Carhart had nothing against wilderness zones, but he wanted them to be part of a bigger plan, with primitive buffer zones around the wilderness, and increasing degrees of development designated beyond — from a few ranch houses to downtown Denver.
In other words, Carhart was not doctrinaire, and he was difficult to pigeonhole as an advocate. That may explain why, even though he was prominent in his day, he is not as well known now as hard-core wilderness advocates like Bob Marshall, Enos Mills, and John Muir.
WOLF SUMS UP his subject: “Arthur Carhart knew that every interest group strives to socialize costs and privatize benefits. In contrast, he rose to national prominence as a spokesperson for the public interest, for the common person. He was a voice for moderation in conservation politics. He was never partisan. Whether he was writing about water or wilderness or grazing, his voice was distinctive and contrary, as if he were a twentieth-century Walt Whitman, a kindly curmudgeon of an uncle, appealing to the democratic best in us.”
I wish Wolf had provided us with more background about Carhart’s time, for it is difficult to comprehend Carhart and his colleagues without knowing about “scientific progressivism” — an influential philosophy in the early 20th century, especially when it came to land management. Today we seek to preserve and we assume that Mother Nature knows best.
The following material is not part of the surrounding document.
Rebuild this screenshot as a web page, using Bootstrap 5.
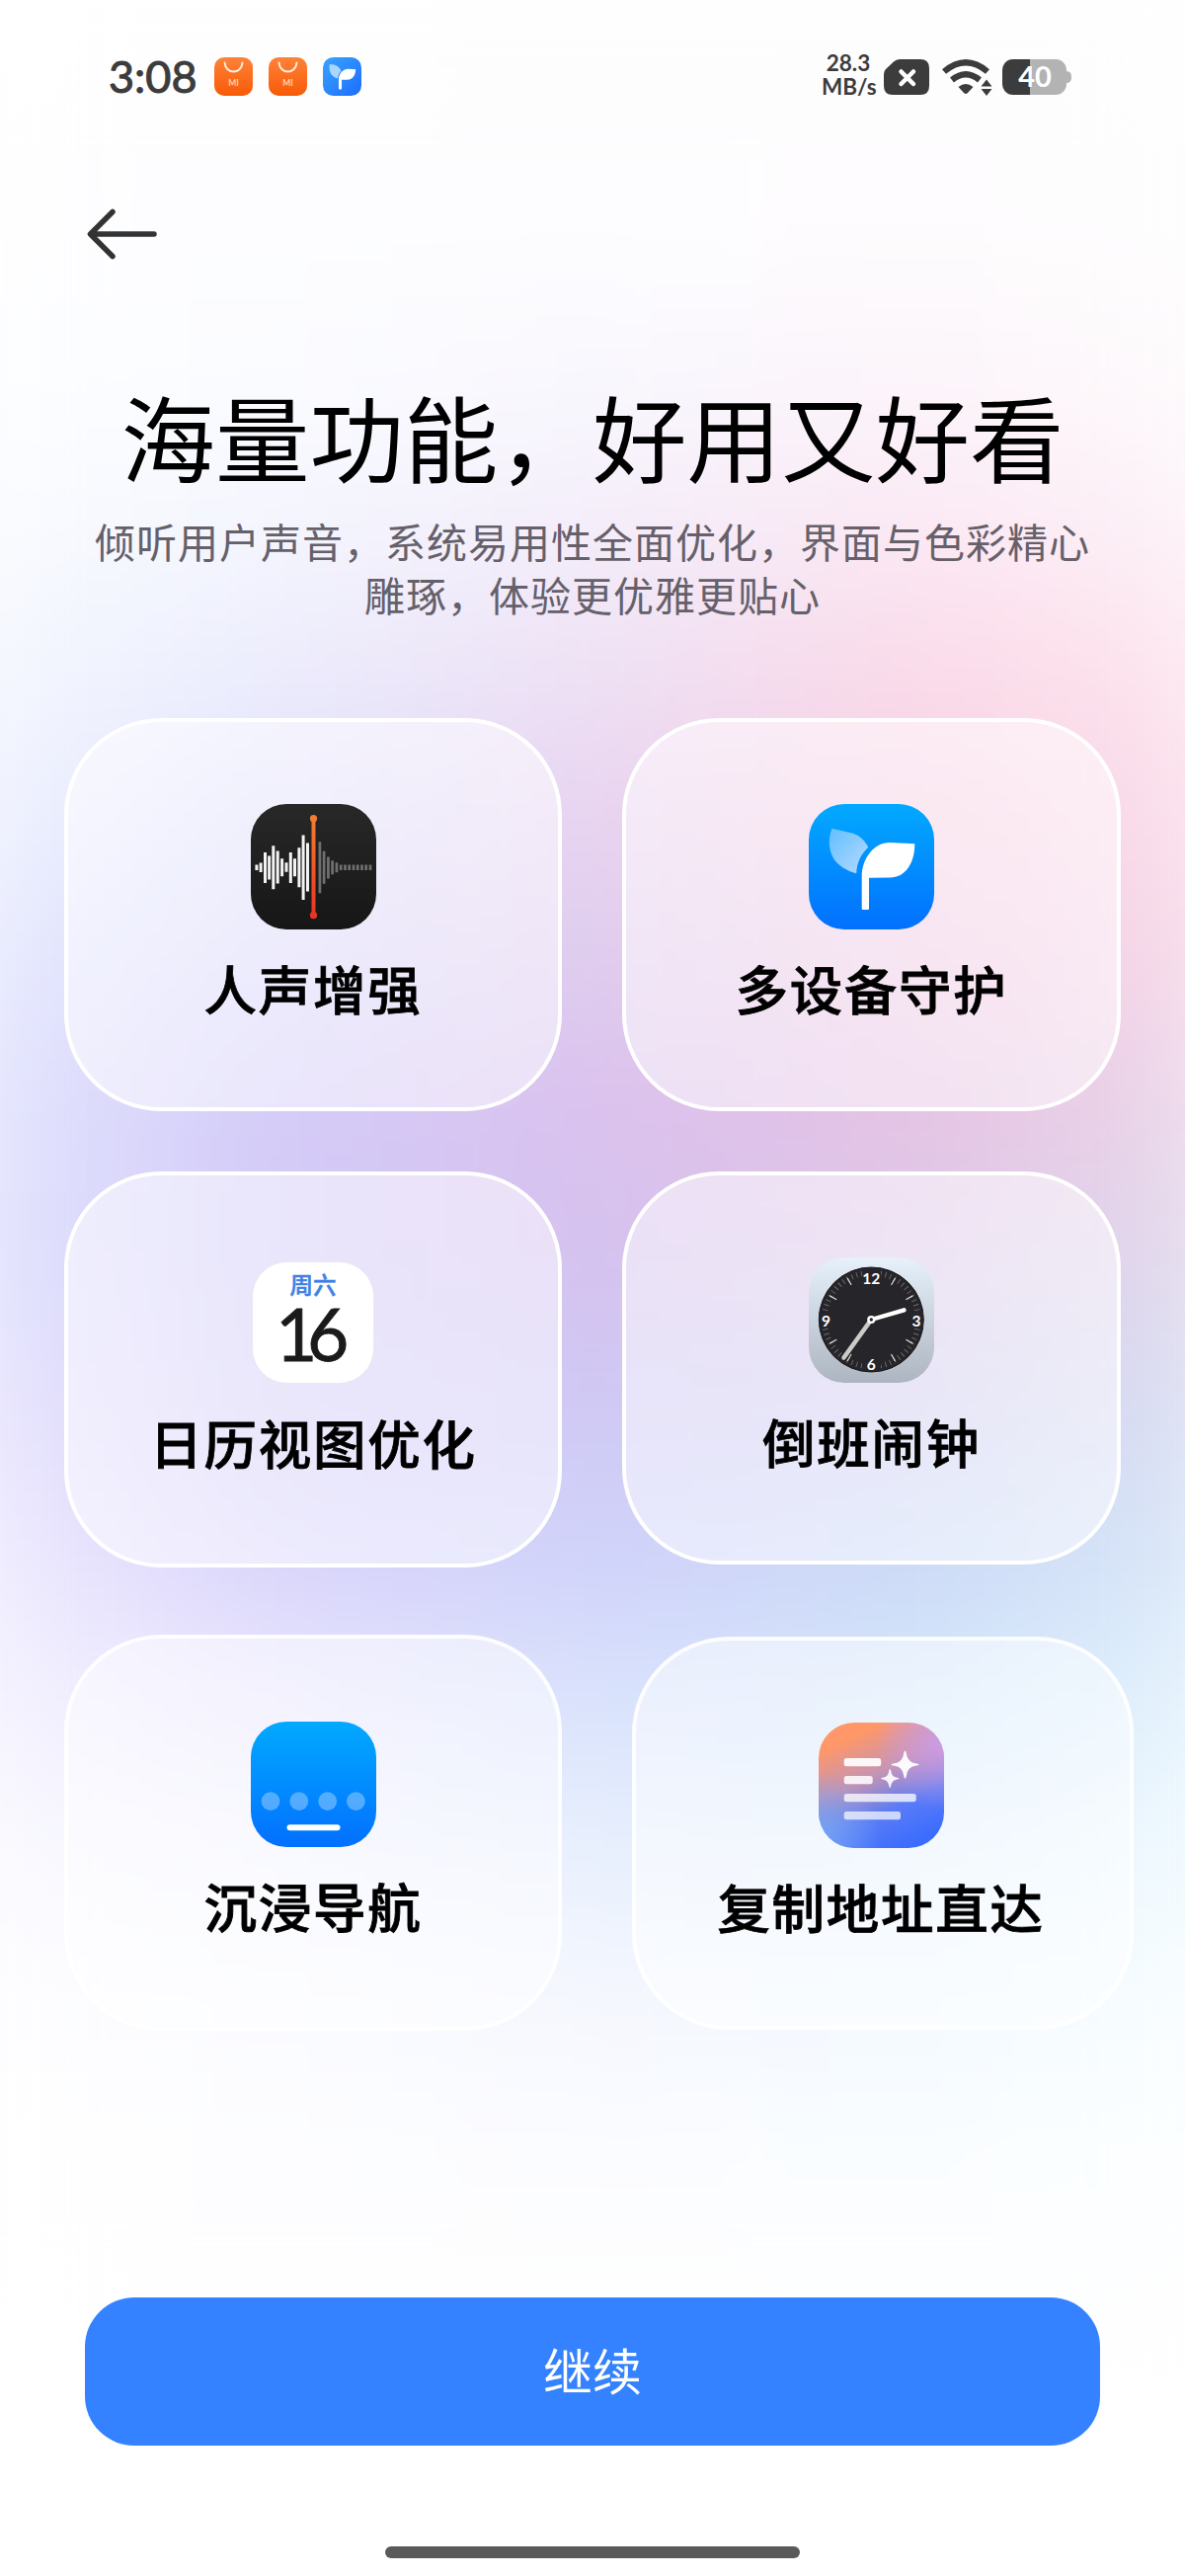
<!DOCTYPE html>
<html lang="zh-CN">

<head>
    <meta charset="UTF-8">
    <meta name="viewport" content="width=device-width, initial-scale=1.0">
    <title>海量功能，好用又好看</title>
    <link href="https://cdn.jsdelivr.net/npm/bootstrap@5.3.0/dist/css/bootstrap.min.css" rel="stylesheet">
    <style>
        body {
            font-family: "Noto Sans CJK SC", sans-serif;
            color: #000;
            background: #fff;
        }
        .screen {
            width: 1200px;
            height: 2608px;
            isolation: isolate;
        }
        /* soft colour wash behind everything */
        .wash {
            inset: 0 -60px;
            z-index: -1;
            filter: blur(62px);
        }
        .wash div { height: 150px; }
        .status-bar {
            height: 155px;
            padding: 0 115px 0 110px;
            color: #3c3c3c;
            font-family: Lato, "Noto Sans CJK SC", sans-serif;
        }
        .clock-text {
            font-size: 45px;
            line-height: 1;
            font-weight: 400;
            -webkit-text-stroke: 1px #3c3c3c;
            width: 107px;
        }
        .net-speed {
            font: 700 22.5px/24px Lato, sans-serif;
            width: 54px;
            margin: 0 9px 3px 0;
        }
        .back-row { height: 164px; padding: 54px 0 0 86px; }
        .headline {
            font-size: 95.5px;
            line-height: 130px;
            font-weight: 400;
            padding-top: 57px;
        }
        .subline {
            font-size: 41px;
            letter-spacing: 1px;
            line-height: 54px;
            color: #66606a;
            margin: 14px 0 0;
        }
        .features { padding: 99px 0 0 65px; gap: 61px; }
        .col-left { width: 504px; }
        .col-right { width: 505px; }
        .feature {
            height: 398px;
            border: 4px solid #fff;
            border-radius: 98px;
            background: rgba(255, 255, 255, .5);
            padding-top: 83px;
            margin-bottom: 61px;
        }
        .feature-name {
            font-size: 53.5px;
            letter-spacing: 1.7px;
            -webkit-text-stroke: .8px #000;
            line-height: 80px;
            font-weight: 500;
            margin-top: 19px;
            white-space: nowrap;
        }
        .feature-tall { height: 401px; }
        .feature-calendar { padding-top: 87px; margin-bottom: 68px; }
        .feature-clock { margin-bottom: 73px; }
        .feature-nav { padding-top: 84px; }
        .feature-copy { width: 508px; margin-left: 10px; }
        .features .last-card {
            border-color: rgba(255, 255, 255, .85);
        }
        .btn-continue {
            width: 1028px;
            height: 150px;
            border-radius: 50px;
            background: #3482ff;
            color: #fff;
            font-size: 50px;
            padding: 0 0 6px;
            margin: 209px 86px 0;
        }
        .home-bar {
            width: 420px;
            height: 12px;
            background: #5a5a5a;
            margin-top: 102px;
        }
        svg { display: block; flex: none; }
    </style>
</head>

<body>
    <div class="screen position-relative overflow-hidden">
        <div class="wash position-absolute" id="wash"></div>

        <div class="status-bar d-flex align-items-center justify-content-between">
            <div class="d-flex align-items-center">
                <div class="clock-text">3:08</div>
                <svg class="me-3" width="39" height="39" viewBox="0 0 39 39">
                    <defs>
                        <linearGradient id="orange" x2="0" y2="1">
                            <stop stop-color="#ff8238" />
                            <stop offset="1" stop-color="#f85a06" />
                        </linearGradient>
                    </defs>
                    <rect width="39" height="39" rx="10" fill="url(#orange)" />
                    <path d="M10.500 5.500c1 12 17 12 18 0" fill="none" stroke="#ffeedd" stroke-width="2" stroke-linecap="round" />
                    <text x="19.500" y="29" font-size="8.500" font-weight="700" fill="#ffd0a8" text-anchor="middle">MI</text>
                </svg>
                <svg class="me-3" width="39" height="39" viewBox="0 0 39 39">
                    <rect width="39" height="39" rx="10" fill="url(#orange)" />
                    <path d="M10.500 5.500c1 12 17 12 18 0" fill="none" stroke="#ffeedd" stroke-width="2" stroke-linecap="round" />
                    <text x="19.500" y="29" font-size="8.500" font-weight="700" fill="#ffd0a8" text-anchor="middle">MI</text>
                </svg>
                <svg width="39" height="39" viewBox="0 0 127 127">
                    <defs>
                        <linearGradient id="skySmall" x2="1" y2="1">
                            <stop stop-color="#38a5fb" />
                            <stop offset="1" stop-color="#1d6cff" />
                        </linearGradient>
                    </defs>
                    <rect width="127" height="127" rx="34" fill="url(#skySmall)" />
                    <path d="M22 24C40 22 54 30 60 45 53 53 50 60 49 70 28 66 18 46 22 24Z" fill="#a8d6ff" />
                    <path d="M52 103V72C54 50 67 39 84 38L108 40C107 60 98 74 80 74H62V103Q57 110 52 103Z" fill="#fff" />
                </svg>
            </div>
            <div class="d-flex align-items-center">
                <div class="net-speed text-center">28.3<br>MB/s</div>
                <svg width="46" height="36" viewBox="0 0 46 36">
                    <path d="M16 0H37Q46 0 46 9V27Q46 36 37 36H9Q0 36 0 27V15Q0 12 2 10L10 2.500Q12.500 0 16 0Z" fill="#3c3c3c" />
                    <path d="M17.500 12.500L30 25M30 12.500L17.500 25" stroke="#fff" stroke-width="4.500" stroke-linecap="round" />
                </svg>
                <svg class="ms-2 me-1" width="62" height="38" viewBox="0 0 62 38">
                    <g fill="none" stroke="#3c3c3c" stroke-width="6.200">
                        <path d="M7 13.500Q29 -5 51 13.500" />
                        <path d="M15 22Q29 10.500 43 22" />
                    </g>
                    <path d="M21.500 29Q29 23 36.500 29L31 35Q29 37 27 35Z" fill="#3c3c3c" />
                    <path d="M50 21.500L55.500 28.500H44.500ZM50 38L44.500 31H55.500Z" fill="#3c3c3c" />
                </svg>
                <svg width="70" height="36" viewBox="0 0 70 36">
                    <defs>
                        <clipPath id="cell"><rect width="65" height="36" rx="11" /></clipPath>
                    </defs>
                    <g clip-path="url(#cell)">
                        <rect width="66" height="36" fill="#b3b3b3" />
                        <rect width="28" height="36" fill="#3c3c3c" />
                    </g>
                    <path d="M65 12Q70 12 70 18T65 24Z" fill="#b3b3b3" />
                    <text x="33" y="28" font-size="29" font-weight="700" fill="#fff" text-anchor="middle">40</text>
                </svg>
            </div>
        </div>

        <div class="back-row">
            <svg width="76" height="56" viewBox="0 0 76 56">
                <path d="M70 28H7M28 5.500L5.500 28 28 50.500" fill="none" stroke="#333" stroke-width="5.500" stroke-linecap="round" stroke-linejoin="round" />
            </svg>
        </div>

        <h1 class="headline text-center mb-0">海量功能，好用又好看</h1>
        <p class="subline text-center">倾听用户声音，系统易用性全面优化，界面与色彩精心<br>雕琢，体验更优雅更贴心</p>

        <div class="features d-flex">
            <div class="col-left">
                <div class="feature d-flex flex-column align-items-center">
                    <svg width="127" height="127" viewBox="0 0 127 127">
                        <defs>
                            <linearGradient id="coal" x2="0" y2="1">
                                <stop stop-color="#282828" />
                                <stop offset="1" stop-color="#161616" />
                            </linearGradient>
                            <linearGradient id="needle" gradientUnits="userSpaceOnUse" x1="0" y1="14" x2="0" y2="113">
                                <stop stop-color="#f57c2e" />
                                <stop offset="1" stop-color="#ea3423" />
                            </linearGradient>
                        </defs>
                        <rect width="127" height="127" rx="36" fill="url(#coal)" />
                        <path d="M5.900 61.500v5.500M10.100 59.500v9.500M14.500 49v31M18.600 52.500v24M22.800 42.300v44M27.200 47.600v33M31.600 55.200v18M36 59.300v9.500M40.300 49v31M44.500 55.200v18M48.900 44.300v40M53.100 31.500v65.500M57.500 39.500v49" stroke="#f3f3f3" stroke-width="3" />
                        <path d="M69.900 38.300v52M74.100 47.800v33M78.400 53.400v22M82.600 57.200v14M86.900 59.200v10M91.200 61.500v5.500M95.500 61.500v5.500M99.700 61.500v5.500M104 61.500v5.500M108.200 61.500v5.500M112.500 61.500v5.500M116.700 61.500v5.500M121 61.500v5.500" stroke="#707070" stroke-width="2.700" />
                        <path d="M61.500 14.700h4V113h-4z" fill="url(#needle)" />
                        <circle cx="63.500" cy="14.700" r="3.600" fill="#f57c2e" />
                        <circle cx="63.500" cy="112.700" r="3.600" fill="#ea3423" />
                    </svg>
                    <div class="feature-name">人声增强</div>
                </div>
                <div class="feature feature-tall feature-calendar d-flex flex-column align-items-center">
                    <svg width="124" height="124" viewBox="0 0 124 124">
                        <rect x=".5" y=".5" width="123" height="123" rx="35" fill="#fff" stroke="#e9e7f2" />
                        <text x="62" y="32.500" font-size="23.500" font-weight="500" fill="#4080e4" stroke="#4080e4" stroke-width=".5" text-anchor="middle">周六</text>
                        <text x="24" y="101" font-family="Lato" font-size="73" fill="#1a1a1a" stroke="#1a1a1a" stroke-width=".8">1</text>
                        <text x="56" y="101" font-family="Lato" font-size="73" fill="#1a1a1a" stroke="#1a1a1a" stroke-width=".8">6</text>
                    </svg>
                    <div class="feature-name">日历视图优化</div>
                </div>
                <div class="feature feature-tall feature-nav last-card d-flex flex-column align-items-center">
                    <svg width="127" height="127" viewBox="0 0 127 127">
                        <defs>
                            <linearGradient id="sky" x2="0" y2="1">
                                <stop stop-color="#02a9ff" />
                                <stop offset="1" stop-color="#0270ff" />
                            </linearGradient>
                        </defs>
                        <rect width="127" height="127" rx="36" fill="url(#sky)" />
                        <g fill="#fff" fill-opacity=".32">
                            <circle cx="20" cy="80.700" r="9.400" />
                            <circle cx="48.800" cy="80.700" r="9.400" />
                            <circle cx="77.700" cy="80.700" r="9.400" />
                            <circle cx="106.400" cy="80.700" r="9.400" />
                        </g>
                        <rect x="36.500" y="104.300" width="54" height="6" rx="3" fill="#fff" />
                    </svg>
                    <div class="feature-name">沉浸导航</div>
                </div>
            </div>

            <div class="col-right">
                <div class="feature d-flex flex-column align-items-center">
                    <svg width="127" height="127" viewBox="0 0 127 127">
                        <defs>
                            <linearGradient id="leaf" x2="1" y2="1">
                                <stop stop-color="#62bfff" />
                                <stop offset="1" stop-color="#b5daff" />
                            </linearGradient>
                        </defs>
                        <rect width="127" height="127" rx="36" fill="url(#sky)" />
                        <path d="M23.400 24.700L44 29.500C51 31.500 57 37 60.300 43.700 52 52 49 59 48.200 70.300 39 68 29 62 25 55 20 46 19.500 35 23.400 24.700Z" fill="url(#leaf)" />
                        <path d="M53.700 106V73C54 55 66 39 82 39L107.300 40.300C107.300 60 98 74.500 82 74.500L61 74.800V106Q61 107 60 107H54.700Q53.700 107 53.700 106Z" fill="#fff" />
                    </svg>
                    <div class="feature-name">多设备守护</div>
                </div>
                <div class="feature feature-clock d-flex flex-column align-items-center">
                    <svg width="127" height="127" viewBox="0 0 127 127" font-family="Lato" font-weight="700">
                        <defs>
                            <linearGradient id="steel" x2="0" y2="1">
                                <stop stop-color="#e6f1fb" />
                                <stop offset="1" stop-color="#adb5c0" />
                            </linearGradient>
                        </defs>
                        <rect width="127" height="127" rx="36" fill="url(#steel)" />
                        <circle cx="63.300" cy="63" r="53" fill="#26262a" stroke="#17171a" />
                        <circle cx="63.300" cy="63" r="47.500" fill="none" stroke="#77777a" stroke-width="5.500" pathLength="600" stroke-dasharray="1.600 8.400" stroke-dashoffset=".8" />
                        <circle cx="63.300" cy="63" r="44.500" fill="none" stroke="#d8d8d4" stroke-width="8" pathLength="120" stroke-dasharray=".550 9.450" stroke-dashoffset=".27" />
                        <path d="M54 10.500h19v15H54zM54 101h19v14H54zM10.500 55h14v16h-14zM102 55h14v16h-14z" fill="#26262a" />
                        <g fill="#fff" font-size="15.500" text-anchor="middle">
                            <text x="63.300" y="26.500">12</text>
                            <text x="109" y="69.500">3</text>
                            <text x="63.300" y="114">6</text>
                            <text x="17.500" y="69.500">9</text>
                        </g>
                        <path d="M63.300 63L35.500 101.500" stroke="#cbcbc7" stroke-width="4.600" stroke-linecap="round" />
                        <path d="M63.300 63L96.500 53.300" stroke="#fff" stroke-width="4.400" stroke-linecap="round" />
                        <circle cx="63.300" cy="63" r="2.900" fill="#26262a" stroke="#fff" stroke-width="2.400" />
                    </svg>
                    <div class="feature-name">倒班闹钟</div>
                </div>
                <div class="feature feature-copy last-card d-flex flex-column align-items-center">
                    <svg class="me-1" width="127" height="127" viewBox="0 0 127 127">
                        <defs>
                            <linearGradient id="dusk" x1=".25" y1="0" x2=".7" y2="1">
                                <stop offset=".1" stop-color="#ff9768" />
                                <stop offset=".42" stop-color="#c594b4" />
                                <stop offset=".7" stop-color="#5a7cf6" />
                                <stop offset="1" stop-color="#3a6cff" />
                            </linearGradient>
                            <radialGradient id="lilac" cx="1" cy=".15" r=".55">
                                <stop stop-color="#cb9ce4" />
                                <stop offset="1" stop-color="#cb9ce4" stop-opacity="0" />
                            </radialGradient>
                            <radialGradient id="mist" cx="0" cy=".9" r=".5">
                                <stop stop-color="#74a4f4" />
                                <stop offset="1" stop-color="#74a4f4" stop-opacity="0" />
                            </radialGradient>
                        </defs>
                        <rect width="127" height="127" rx="36" fill="url(#dusk)" />
                        <rect width="127" height="127" rx="36" fill="url(#lilac)" />
                        <rect width="127" height="127" rx="36" fill="url(#mist)" />
                        <g fill="#fff">
                            <rect x="25.700" y="36" width="37.500" height="8.300" rx="2.500" fill-opacity=".93" />
                            <rect x="25.700" y="54" width="29" height="8.300" rx="2.500" fill-opacity=".86" />
                            <rect x="25.700" y="72" width="73" height="8.300" rx="2.500" fill-opacity=".76" />
                            <rect x="25.700" y="90" width="57.300" height="8.300" rx="2.500" fill-opacity=".7" />
                            <path d="M87.500 28.500Q88.500 28.500 88.800 31 90 40 98 41.200 101.500 41.600 101.500 42.500T98 43.800Q90 45 88.800 54 88.500 56.500 87.500 56.500T86.200 54Q85 45 77 43.800 73.500 43.400 73.500 42.500T77 41.200Q85 40 86.200 31 86.500 28.500 87.500 28.500Z" fill-opacity=".95" />
                            <path d="M72.200 47Q73 47 73.200 49 74 55 79.500 55.700 81.500 56 81.500 56.500T79.500 57.400Q74 58 73.200 64 73 66 72.200 66T71.200 64Q70.400 58 65 57.400 63 57 63 56.500T65 55.700Q70.400 55 71.200 49 71.400 47 72.200 47Z" fill-opacity=".9" />
                        </g>
                    </svg>
                    <div class="feature-name me-1">复制地址直达</div>
                </div>
            </div>
        </div>

        <button type="button" class="btn btn-continue border-0">继续</button>
        <div class="home-bar rounded-pill mx-auto"></div>
    </div>

    <script src="https://cdn.jsdelivr.net/npm/bootstrap@5.3.0/dist/js/bootstrap.bundle.min.js"></script>
    <script>
        // each row: colours from left to right, top of the screen first
        const washRows = [
            ["#ffffff", "#fefefe", "#fdfdfe", "#fefdfe", "#fefefe"],
            ["#fefeff", "#fdfdff", "#fdfdff", "#fefcfe", "#fefefe"],
            ["#fdfeff", "#fbfcff", "#f9f8fe", "#fcf5fa", "#fefcfd"],
            ["#fafcff", "#f4f6fe", "#f4eefa", "#fbe9f4", "#fdf4f9"],
            ["#f6f9ff", "#ecedfd", "#eee1f5", "#fbdae8", "#fde8f1"],
            ["#f1f5ff", "#dfe0fb", "#e8d3f0", "#f6d0e2", "#fbe0ec"],
            ["#e9edff", "#d8d6fa", "#deccee", "#efc9e2", "#f7dceb"],
            ["#e5e8ff", "#d3cbf8", "#dac0ee", "#e5c2e3", "#ecdbeb"],
            ["#e4e7ff", "#d2cbf7", "#d5c1ee", "#dcc9e8", "#e3dced"],
            ["#ebe9ff", "#d4cdf7", "#cfc8f4", "#cfcdef", "#dce2f3"],
            ["#f2efff", "#d9d4fb", "#d0d2fa", "#cbdaf7", "#dbe9f8"],
            ["#f7f4ff", "#e9e6fd", "#d9e2fc", "#d5e7fb", "#e6f4fd"],
            ["#fbfbff", "#f3f4fe", "#e8effd", "#e6f2fd", "#f2fbff"],
            ["#fefeff", "#fafbff", "#f5f7fe", "#f2f9ff", "#f9feff"],
            ["#ffffff", "#fdfdff", "#fbfcff", "#fafdff", "#fdffff"],
            ["#ffffff", "#fefeff", "#fefefe", "#fdfeff", "#fefeff"]
        ];
        const wash = document.getElementById("wash");
        washRows.forEach(row => {
            wash.innerHTML += `<div style="background: linear-gradient(to right, ${row.join(", ")})"></div>`;
        });
    </script>
</body>

</html>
Back then, men like Carhart were always looking for ways to improve on nature: i.e., we can replace predatory wolves with big-game hunters, and our deer population will do just fine.
Carhart has long deserved a decent biography, and now he has one. This one isn’t always easy reading. Rather than a strict chronological or geographical narrative, this book tends to use asides which jump the reader back and forth in place and time, and that can prove confusing. But much of this terrain will be familiar to residents of Central Colorado. In our region, Carhart’s stamp remains to this day, with the San Isabel National Forest, where he began his career, still managed primarily for recreation, rather than for timber production or some other purpose.